The problem ->
Copy out the material below in full, but not its images.

Material provided ->
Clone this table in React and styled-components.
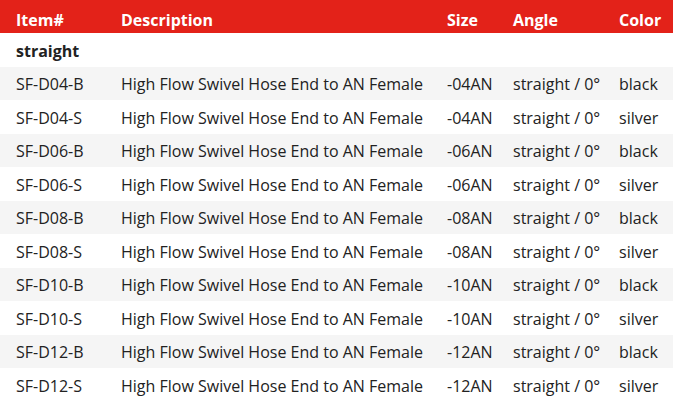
import styled, { createGlobalStyle } from "styled-components";

const Global = createGlobalStyle`
  *, *::before, *::after { box-sizing: border-box; }
  body {
    margin: 0;
    background: #fff;
    font-family: "Open Sans", "Liberation Sans", sans-serif;
    color: #222;
  }
`;

const Table = styled.table`
  width: 673px;
  border-collapse: collapse;
  table-layout: fixed;
  font-size: 16px;
`;

const Head = styled.th`
  background: #e32219;
  color: #fff;
  font-weight: 700;
  text-align: left;
  height: 33px;
  padding: 6px 0 0 ${p => (p.$first ? 16 : 8)}px;
  width: ${p => p.$w}px;
`;

const Row = styled.tr`
  background: ${p => (p.$shade ? "#f5f5f5" : "#fff")};
`;

const Cell = styled.td`
  height: 33.5px;
  padding: 2px 0 0 ${p => (p.$first ? 16 : 8)}px;
  white-space: nowrap;
  font-weight: ${p => (p.$bold ? 700 : 400)};
`;

const cols = [
  { label: "Item#", w: 113 },
  { label: "Description", w: 326 },
  { label: "Size", w: 66 },
  { label: "Angle", w: 106 },
  { label: "Color", w: 62 },
];

const items = ["04", "06", "08", "10", "12"].flatMap(n => [
  { id: `SF-D${n}-B`, size: `-${n}AN`, color: "black" },
  { id: `SF-D${n}-S`, size: `-${n}AN`, color: "silver" },
]);

export default function App() {
  return (
    <>
      <Global />
      <Table>
        <thead>
          <tr>
            {cols.map((c, i) => (
              <Head key={c.label} $w={c.w} $first={i === 0}>{c.label}</Head>
            ))}
          </tr>
        </thead>
        <tbody>
          <Row>
            <Cell $first $bold colSpan={5}>straight</Cell>
          </Row>
          {items.map((it, i) => (
            <Row key={it.id} $shade={i % 2 === 0}>
              <Cell $first>{it.id}</Cell>
              <Cell>High Flow Swivel Hose End to AN Female</Cell>
              <Cell>{it.size}</Cell>
              <Cell>straight / 0°</Cell>
              <Cell>{it.color}</Cell>
            </Row>
          ))}
        </tbody>
      </Table>
    </>
  );
}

Finished exercise ->
Clone this table in React and styled-components.
import styled, { createGlobalStyle } from "styled-components";

const Global = createGlobalStyle`
  *, *::before, *::after { box-sizing: border-box; }
  body {
    margin: 0;
    background: #fff;
    font-family: "Open Sans", "Liberation Sans", sans-serif;
    color: #222;
  }
`;

const Table = styled.table`
  width: 673px;
  border-collapse: collapse;
  table-layout: fixed;
  font-size: 16px;
`;

const Head = styled.th`
  background: #e32219;
  color: #fff;
  font-weight: 700;
  text-align: left;
  height: 33px;
  padding: 6px 0 0 ${p => (p.$first ? 16 : 8)}px;
  width: ${p => p.$w}px;
`;

const Row = styled.tr`
  background: ${p => (p.$shade ? "#f5f5f5" : "#fff")};
`;

const Cell = styled.td`
  height: 33.5px;
  padding: 2px 0 0 ${p => (p.$first ? 16 : 8)}px;
  white-space: nowrap;
  font-weight: ${p => (p.$bold ? 700 : 400)};
`;

const cols = [
  { label: "Item#", w: 113 },
  { label: "Description", w: 326 },
  { label: "Size", w: 66 },
  { label: "Angle", w: 106 },
  { label: "Color", w: 62 },
];

const items = ["04", "06", "08", "10", "12"].flatMap(n => [
  { id: `SF-D${n}-B`, size: `-${n}AN`, color: "black" },
  { id: `SF-D${n}-S`, size: `-${n}AN`, color: "silver" },
]);

export default function App() {
  return (
    <>
      <Global />
      <Table>
        <thead>
          <tr>
            {cols.map((c, i) => (
              <Head key={c.label} $w={c.w} $first={i === 0}>{c.label}</Head>
            ))}
          </tr>
        </thead>
        <tbody>
          <Row>
            <Cell $first $bold colSpan={5}>straight</Cell>
          </Row>
          {items.map((it, i) => (
            <Row key={it.id} $shade={i % 2 === 0}>
              <Cell $first>{it.id}</Cell>
              <Cell>High Flow Swivel Hose End to AN Female</Cell>
              <Cell>{it.size}</Cell>
              <Cell>straight / 0°</Cell>
              <Cell>{it.color}</Cell>
            </Row>
          ))}
        </tbody>
      </Table>
    </>
  );
}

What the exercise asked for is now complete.